My feelings of guilt over wanting to take Friday off to go to a family wedding were the result of more than a decade of conditioning; they had been planted there years before by managers and organizations who didn’t trust me to get my work done unless I was in my chair for eight hours a day.

the solution

The situation was actually quite simple: As a brand-new employee, I didn’t yet have any major projects or clients. It would not negatively impact a single member of my team if I were to take that Friday off. I was being silly about the whole thing. I immediately contacted my supervisor and told him about the wedding, and without hesitation I was given the day off. I was trusted to get my work done for the week, even if I wasn’t in the office on Friday.

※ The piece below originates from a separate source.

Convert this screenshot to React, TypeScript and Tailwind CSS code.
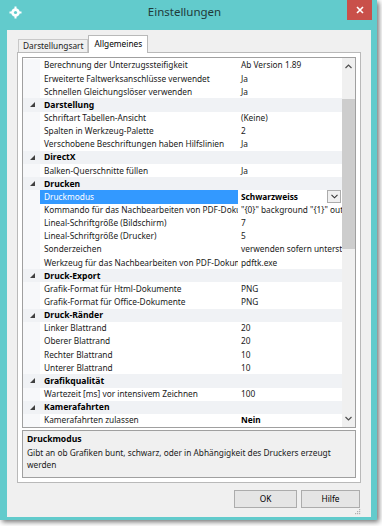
import React from 'react';

type Row =
  | { kind: 'cat'; name: string }
  | { kind: 'prop'; name: string; value: string; bold?: boolean; selected?: boolean; dropdown?: boolean };

const rows: Row[] = [
  { kind: 'prop', name: 'Berechnung der Unterzugssteifigkeit', value: 'Ab Version 1.89' },
  { kind: 'prop', name: 'Erweiterte Faltwerksanschlüsse verwendet', value: 'Ja' },
  { kind: 'prop', name: 'Schnellen Gleichungslöser verwenden', value: 'Ja' },
  { kind: 'cat', name: 'Darstellung' },
  { kind: 'prop', name: 'Schriftart Tabellen-Ansicht', value: '(Keine)' },
  { kind: 'prop', name: 'Spalten in Werkzeug-Palette', value: '2' },
  { kind: 'prop', name: 'Verschobene Beschriftungen haben Hilfslinien', value: 'Ja' },
  { kind: 'cat', name: 'DirectX' },
  { kind: 'prop', name: 'Balken-Querschnitte füllen', value: 'Ja' },
  { kind: 'cat', name: 'Drucken' },
  { kind: 'prop', name: 'Druckmodus', value: 'Schwarzweiss', bold: true, selected: true, dropdown: true },
  { kind: 'prop', name: 'Kommando für das Nachbearbeiten von PDF-Dokumenten', value: '"{0}" background "{1}" output "{2}"' },
  { kind: 'prop', name: 'Lineal-Schriftgröße (Bildschirm)', value: '7' },
  { kind: 'prop', name: 'Lineal-Schriftgröße (Drucker)', value: '5' },
  { kind: 'prop', name: 'Sonderzeichen', value: 'verwenden sofern unterstützt' },
  { kind: 'prop', name: 'Werkzeug für das Nachbearbeiten von PDF-Dokumenten', value: 'pdftk.exe' },
  { kind: 'cat', name: 'Druck-Export' },
  { kind: 'prop', name: 'Grafik-Format für Html-Dokumente', value: 'PNG' },
  { kind: 'prop', name: 'Grafik-Format für Office-Dokumente', value: 'PNG' },
  { kind: 'cat', name: 'Druck-Ränder' },
  { kind: 'prop', name: 'Linker Blattrand', value: '20' },
  { kind: 'prop', name: 'Oberer Blattrand', value: '20' },
  { kind: 'prop', name: 'Rechter Blattrand', value: '10' },
  { kind: 'prop', name: 'Unterer Blattrand', value: '10' },
  { kind: 'cat', name: 'Grafikqualität' },
  { kind: 'prop', name: 'Wartezeit [ms] vor intensivem Zeichnen', value: '100' },
  { kind: 'cat', name: 'Kamerafahrten' },
  { kind: 'prop', name: 'Kamerafahrten zulassen', value: 'Nein', bold: true },
];

function GridRow({ row }: { row: Row }) {
  if (row.kind === 'cat') {
    return (
      <div className="flex h-[13.15px] items-center bg-[#f0f2f5]">
        <div className="flex w-[17px] shrink-0 justify-center pl-[2px]">
          <svg width="5" height="5" viewBox="0 0 5 5">
            <polygon points="5,0 5,5 0,5" fill="#404040" />
          </svg>
        </div>
        <div className="pl-[4px] text-[8.6px] font-bold text-black">{row.name}</div>
      </div>
    );
  }
  return (
    <div className="flex h-[13.15px] items-center bg-white">
      <div className="h-full w-[17px] shrink-0 bg-[#f7f8fa]" />
      <div
        className={`flex h-full w-[198px] shrink-0 items-center overflow-hidden whitespace-nowrap pl-[4px] ${
          row.selected ? 'bg-[#3399ff] text-white' : 'text-[#1a1a1a]'
        }`}
      >
        {row.name}
      </div>
      <div className="relative flex h-full min-w-0 flex-1 items-center overflow-hidden whitespace-nowrap pl-[3px]">
        <span className={row.bold ? 'font-bold text-black' : 'text-[#1a1a1a]'}>{row.value}</span>
        {row.dropdown && (
          <div className="absolute right-[1px] top-[0px] flex h-[13px] w-[14px] items-center justify-center border border-[#acacac] bg-[#f0f0f0]">
            <svg width="7" height="5" viewBox="0 0 7 5">
              <polyline points="0.5,0.8 3.5,3.8 6.5,0.8" fill="none" stroke="#333" strokeWidth="1.1" />
            </svg>
          </div>
        )}
      </div>
    </div>
  );
}

export default function App() {
  return (
    <div
      className="h-[526px] w-[382px] bg-white text-[8.3px] leading-none"
      style={{ fontFamily: '"Noto Sans", "Open Sans", sans-serif' }}
    >
      <div className="flex h-[520px] w-[377px] flex-col bg-[#62cbcc] shadow-[2px_2px_5px_rgba(0,0,0,0.55)]">
        {/* title bar */}
        <div className="relative flex h-[30px] shrink-0 items-start">
          <div className="ml-[9px] mt-[6px]">
            <svg width="13" height="13" viewBox="0 0 13 13">
              <circle cx="6.5" cy="6.5" r="4.3" fill="white" />
              <circle cx="6.5" cy="6.5" r="1.6" fill="#62cbcc" />
              <rect x="5.5" y="0.5" width="2" height="2.5" fill="white" />
              <rect x="5.5" y="10" width="2" height="2.5" fill="white" />
              <rect x="0.5" y="5.5" width="2.5" height="2" fill="white" />
              <rect x="10" y="5.5" width="2.5" height="2" fill="white" />
            </svg>
          </div>
          <div className="flex-1 pt-[6px] text-center text-[11.5px] text-[#1f3a3a]">Einstellungen</div>
          <div className="mr-[5px] flex h-[20px] w-[25px] items-center justify-center bg-[#c9504a]">
            <svg width="8" height="8" viewBox="0 0 8 8">
              <path d="M1 1 L7 7 M7 1 L1 7" stroke="white" strokeWidth="1.6" />
            </svg>
          </div>
        </div>
        {/* client area */}
        <div className="mb-[7px] ml-[7px] mr-[6px] flex flex-1 flex-col bg-[#f0f0f0] px-[10px] pt-[5px]">
          {/* tabs */}
          <div className="flex h-[17px] items-end pl-[1px]">
            <div className="flex h-[13px] items-center border border-b-0 border-[#c8c8c8] bg-[#f0f0f0] px-[4px] text-[#1a1a1a]">
              Darstellungsart
            </div>
            <div className="relative z-10 -mb-[1px] flex h-[18px] items-center border border-b-0 border-[#b9b9b9] bg-white px-[5px] text-black">
              Allgemeines
            </div>
          </div>
          <div className="flex h-[431px] flex-col border border-[#b9b9b9] bg-white px-[4px] pb-[4px] pt-[4px]">
            {/* property grid */}
            <div className="flex h-[371px] border border-[#a0a0a0]">
              <div className="flex min-w-0 flex-1 flex-col pt-[1px]">
                {rows.map((r, i) => (
                  <GridRow key={i} row={r} />
                ))}
              </div>
              <div className="flex w-[13px] flex-col items-center bg-[#f0f0f0]">
                <div className="flex h-[14px] items-center justify-center pt-[3px]">
                  <svg width="7" height="5" viewBox="0 0 7 5">
                    <polyline points="0.5,4 3.5,1 6.5,4" fill="none" stroke="#505050" strokeWidth="1.2" />
                  </svg>
                </div>
                <div className="mt-[27px] h-[150px] w-[13px] bg-[#cdcdcd]" />
                <div className="flex-1" />
                <div className="flex h-[14px] items-center justify-center pb-[3px]">
                  <svg width="7" height="5" viewBox="0 0 7 5">
                    <polyline points="0.5,1 3.5,4 6.5,1" fill="none" stroke="#505050" strokeWidth="1.2" />
                  </svg>
                </div>
              </div>
            </div>
            {/* description */}
            <div className="mt-[2px] flex-1 border border-[#a0a0a0] bg-[#f0f0f0] px-[4px] pt-[4px] text-[#1a1a1a]">
              <div className="text-[8.6px] font-bold text-black">Druckmodus</div>
              <div className="mt-[3px] leading-[12px]">
                Gibt an ob Grafiken bunt, schwarz, oder in Abhängigkeit des Druckers erzeugt werden
              </div>
            </div>
          </div>
          {/* buttons */}
          <div className="mt-[7px] flex justify-end gap-[4px] pr-[1px]">
            <div className="flex h-[18px] w-[63px] items-center justify-center border border-[#acacac] bg-[#e5e5e5] text-black">
              OK
            </div>
            <div className="flex h-[18px] w-[59px] items-center justify-center border border-[#acacac] bg-[#e5e5e5] text-black">
              Hilfe
            </div>
          </div>
          <div className="flex flex-1 items-end justify-end pb-[2px]">
            <svg width="7" height="7" viewBox="0 0 7 7">
              <rect x="5" y="1" width="1.2" height="1.2" fill="#b0b0b0" />
              <rect x="3" y="3" width="1.2" height="1.2" fill="#b0b0b0" />
              <rect x="5" y="3" width="1.2" height="1.2" fill="#b0b0b0" />
              <rect x="1" y="5" width="1.2" height="1.2" fill="#b0b0b0" />
              <rect x="3" y="5" width="1.2" height="1.2" fill="#b0b0b0" />
              <rect x="5" y="5" width="1.2" height="1.2" fill="#b0b0b0" />
            </svg>
          </div>
        </div>
      </div>
    </div>
  );
}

I also could have chosen to work from the wedding if I thought I had left something undone; one of the best things about ROWE is that it lets you work wherever, whenever is best for you.

the challenges of rowe

When I first heard about ROWE, I thought it would be pretty easy to adopt. As it turns out, I’ve found that it can be difficult to shed the old habits and mindsets that traditional workplace environments have instilled in me.

I still sometimes wrestle with internal guilt if my lunch break goes longer than an hour, or if I sleep in one morning to make up for a late night of coding. During those times I have to step back and remind myself to objectively evaluate my results, using the tools provided me for this purpose: Pivotal Tracker, Reflecticle, and ROWEapp. With these tools, I can ask myself:

  • Have I finished everything I promised to someone else?

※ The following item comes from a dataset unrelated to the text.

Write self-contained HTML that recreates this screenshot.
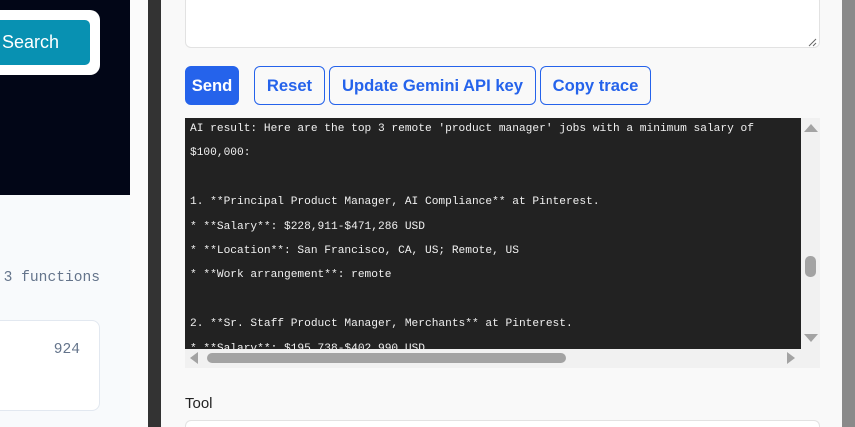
<!DOCTYPE html>
<html style="overflow:hidden;height:427px"><head><style>
*{box-sizing:border-box;margin:0;padding:0}
body{width:855px;height:427px;overflow:hidden;position:relative;background:#f9f9f9;font-family:"Liberation Sans",sans-serif}
.a{position:absolute}
.btn{position:absolute;top:66px;height:39px;border:1px solid #2563eb;border-radius:6px;color:#2563eb;font-weight:bold;font-size:16.6px;display:flex;align-items:center;justify-content:center;background:#f9f9f9}
.term{font-family:"Liberation Mono",monospace;font-size:11.2px;color:#f0f0f0;white-space:pre;line-height:24.4px}
</style></head><body>
<div class="a" style="left:0;top:0;width:130px;height:195px;background:#020617"></div>
<div class="a" style="left:0;top:195px;width:130px;height:232px;background:#f8fafc"></div>
<div class="a" style="left:130px;top:0;width:18px;height:427px;background:#fbfbfb"></div>
<div class="a" style="left:148px;top:0;width:13px;height:427px;background:#333"></div>
<div class="a" style="left:842px;top:0;width:13px;height:427px;background:#8a8a8a"></div>
<div class="a" style="left:-10px;top:10px;width:110px;height:65px;background:#fff;border-radius:10px"></div>
<div class="a" style="left:-10px;top:20px;width:100px;height:45px;background:#0891b2;border-radius:5px;color:#fff;font-size:18px;line-height:45px;padding-left:12px">Search</div>
<div class="a" style="left:-20px;top:270px;width:120px;text-align:right;font-family:'Liberation Mono',monospace;font-size:14.6px;color:#64748b">3 functions</div>
<div class="a" style="left:-10px;top:320px;width:110px;height:91px;background:#fff;border:1px solid #e2e8f0;border-radius:8px"></div>
<div class="a" style="left:30px;top:342px;width:50px;text-align:right;font-family:'Liberation Mono',monospace;font-size:14.6px;color:#64748b">924</div>
<div class="a" style="left:185px;top:-5px;width:635px;height:53px;background:#fff;border:1px solid #e2e2e2;border-radius:6px"></div>
<svg class="a" style="left:808px;top:38px" width="9" height="9"><path d="M1 8L8 1M5 8L8 5" stroke="#666" stroke-width="1"/></svg>
<div class="btn" style="left:185px;width:54px;background:#2563eb;color:#fff">Send</div>
<div class="btn" style="left:254px;width:71px">Reset</div>
<div class="btn" style="left:329px;width:207px">Update Gemini API key</div>
<div class="btn" style="left:540px;width:111px">Copy trace</div>
<div class="a" style="left:185px;top:118px;width:635px;height:250px;background:#f1f1f1"></div>
<div class="a term" style="left:185px;top:118px;width:616px;height:231px;background:#222;overflow:hidden"><div style="margin-top:-1px;margin-left:5px">AI result: Here are the top 3 remote 'product manager' jobs with a minimum salary of
$100,000:

1. **Principal Product Manager, AI Compliance** at Pinterest.
* **Salary**: $228,911-$471,286 USD
* **Location**: San Francisco, CA, US; Remote, US
* **Work arrangement**: remote

2. **Sr. Staff Product Manager, Merchants** at Pinterest.
* **Salary**: $195,738-$402,990 USD</div></div>
<div class="a" style="left:804px;top:124px;width:0;height:0;border-left:7px solid transparent;border-right:7px solid transparent;border-bottom:8px solid #a3a3a3"></div>
<div class="a" style="left:804px;top:334px;width:0;height:0;border-left:7px solid transparent;border-right:7px solid transparent;border-top:8px solid #a3a3a3"></div>
<div class="a" style="left:805px;top:256px;width:11px;height:21px;background:#a3a3a3;border-radius:5px"></div>
<div class="a" style="left:190px;top:352px;width:0;height:0;border-top:6px solid transparent;border-bottom:6px solid transparent;border-right:8px solid #a3a3a3"></div>
<div class="a" style="left:787px;top:352px;width:0;height:0;border-top:6px solid transparent;border-bottom:6px solid transparent;border-left:8px solid #a3a3a3"></div>
<div class="a" style="left:207px;top:353px;width:359px;height:10px;background:#a3a3a3;border-radius:5px"></div>
<div class="a" style="left:185px;top:395px;font-size:15px;color:#222">Tool</div>
<div class="a" style="left:185px;top:420px;width:635px;height:7px;background:#fff;border:1px solid #e2e2e2;border-bottom:none;border-radius:6px 6px 0 0"></div>
</body></html>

  • Have I produced the results I committed to in our internal tracking app?

  • Have I set and met clearly defined goals?

These days, I see the workplace for what it really can be: a place where driven, intelligent, self-motiviated people work together to accomplish a common goal while preserving their own unique personal interests and lives. ROWE doesn’t work without trust between employers and employees, and I believe this trust is the foundation of a better workplace experience for everyone.

The last challenge as one embraces ROWE is to overcome the years of conditioning, to break ourselves of the old habits we developed to survive or “game” the traditional system, and replace them with this system based on trust and personal responsibility, which in my case has already made me a happier, more independent and productive developer.